Die Linke und die Bundestagswahl

Stoppt Stoiber!

Ein bisschen Anti-Stoiber-Aktionismus würde nicht schaden.

Stell' dir vor, Stoiber will Kanzler werden, und die Linke zuckt mit den Schultern und sagt: »Mir doch egal!« Und dann erzählt sie dir, dass die Unterschiede zwischen Schröder und Stoiber so groß gar nicht sind und dass ja eigentlich das ganze neoliberale System abgeschafft gehört, dass sie dazu im Moment aber leider viel zu müde ist, und dann geht sie schlafen ...

Ist es das, was man unter einer radikalen Haltung zu verstehen hat? Ganz gelassen abwarten, was passiert, und mit allem nichts zu tun haben wollen, weil die Dinge eh nicht so laufen, wie man selbst gerne möchte? Es ist jedenfalls merkwürdig ruhig in dem Land, das Edmund Stoiber demnächst gerne regieren möchte. Die Linke nimmt's gelassen und verschenkt das Thema »Stoiber« an die Systemkritik. Also keine Stoppt-Stoiber-Kampagne weit und breit in Sicht.

Natürlich ist es völlig normal, wenn Leute keinen Nerv haben, sich mit Parteipolitik zu befassen und sich unterschiedliche Parteiprogramme durchzulesen, die von Steuergesetzgebung, Rentenreform und Familienpolitik handeln, sondern sich auf die vage Ahnung verlassen, dass überall ungefähr derselbe Mist drinsteht bzw. am Ende immer ungefähr derselbe Mist dabei 'rauskommt.

Allerdings sollte man solch ein stinknormales Desinteresse am Politbusiness nicht gleich als eine irgendwie schlaue oder linke Position ausgeben, dazu ist die Mir-doch-egal-Haltung einfach nicht exklusiv genug, sie gleicht der von Millionen anderen abgeklärten Politlethargikern und beruht nicht unbedingt auf messerscharfer Analyse und Kritik.

Dann vielleicht doch lieber gleich Reformist werden!
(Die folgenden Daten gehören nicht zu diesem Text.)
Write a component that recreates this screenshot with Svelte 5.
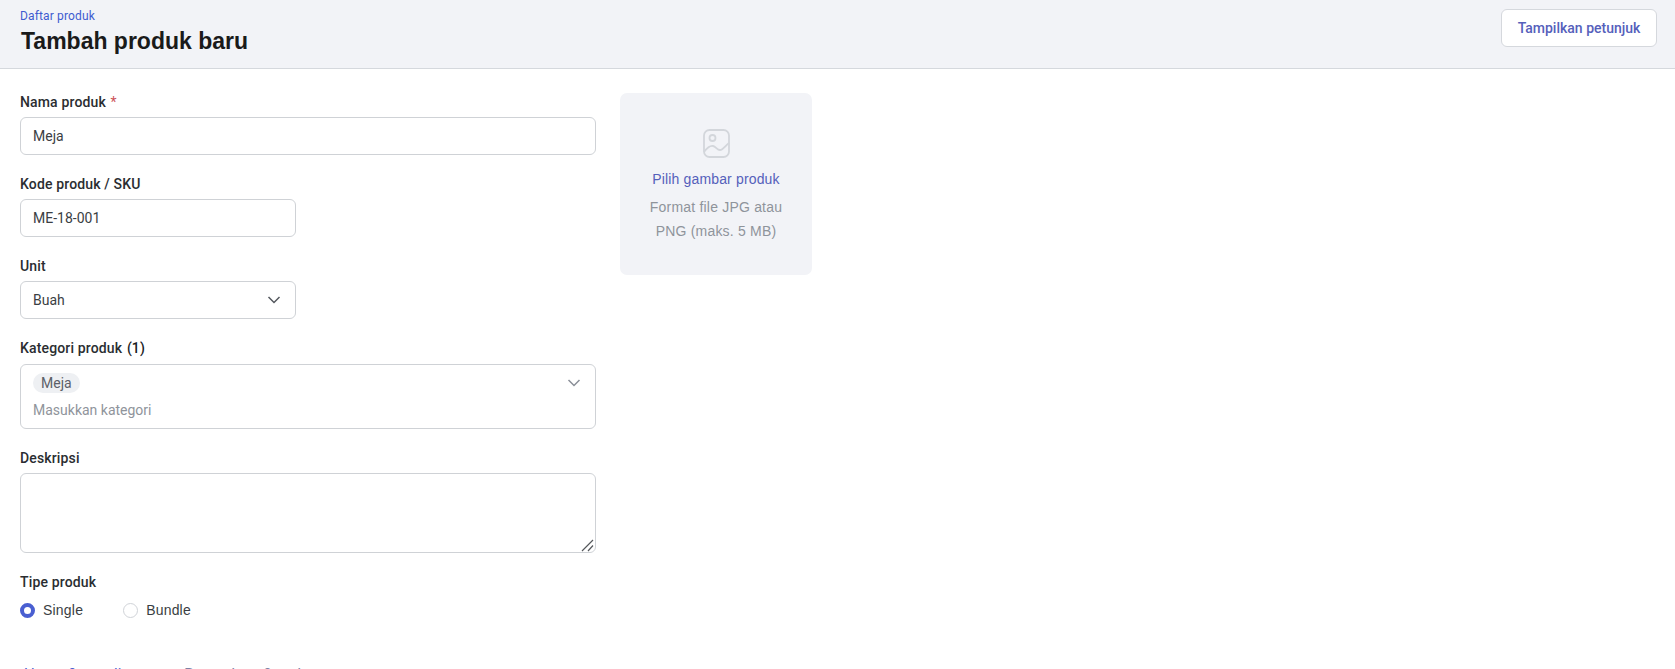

Denn das Gute am Reformismus ist, dass er auch schon mal bereit ist, dass Schlimmste zu verhindern und sich nicht auf durch radikale Theoreme erzeugte Lähmungserscheinungen herausredet, wenn es drauf ankommt. Und aus linker Sicht müsste die innenpolitisch schlimmste Option in diesem Jahr nicht Rot-Grün unter Schröder, sondern eigentlich Edmund Stoiber heißen. Wenn Schröder die Katastrophe ist, ist Stoiber die Vollkatastrophe.

Aber die Aussicht, dass Stoiber, dessen aktuelle Wahlkampfstrategie darin besteht, ein ohnehin dürftiges Zuwanderungsgesetz zu blockieren, die künftige Regierung führt, scheint selbst die Linken nicht mehr sonderlich zu schrecken.

Dabei ging die Vorstellung, der ehemalige Gebirgsjäger und Warner vor einer durchrassten Gesellschaft, Edmund Stoiber, könne das Rennen um die Kanzlerkandidatur machen, vor einigen Monaten selbst vielen moderaten Christdemokraten noch entschieden zu weit. Stoibers schmutziger alter Mann, Innenminister Beckstein, galt bis zum 11. September als ein genauso antiquiertes Modell wie sein DDR-Pendant Erich Mielke. Und der Wirtschaftslobby grauste es bei dem Gedanken, dass eine auf Abschreckung und Abschottung zielende Migrationspolitik, wie sie die CSU immer gepredigt hat, zum Modell der Zukunft avancieren könnte. Dass ein Kanzler Stoiber nicht nur andere Prioritäten setzen wird, sondern für eine politische Trendwende steht, ähnlich der von Berlusconi in Italien eingeleiteten, haben diese Leute zumindest gesehen.

Was einem linken Politikverständnis, das immer aufs Ganze geht, irgendwann abhanden kommt, ist genau dieses Distinktionsvermögen, ohne das man sich den politischen Diskurs aber genauso gut schenken kann.

Aber genau der steht auf dem Spiel, wenn die politische Kritik lediglich die groben Ähnlichkeiten zu fassen kriegt, die feinen Unterschiede aber nicht. Ob eine Stoppt-Stoiber-Kampagne eine gute Idee ist und wie sie aussehen könnte, ist da eigentlich eine nachrangige Frage. Schaden könnte eine Prise Anti-Stoiber-Aktionismus allerdings nicht. Spätestens wenn Günter Grass mit Stoppt-Stoiber-Button auf die Straße ginge, käme eine Diskussion zustande, die den Laden ein bisschen aufmischen würde.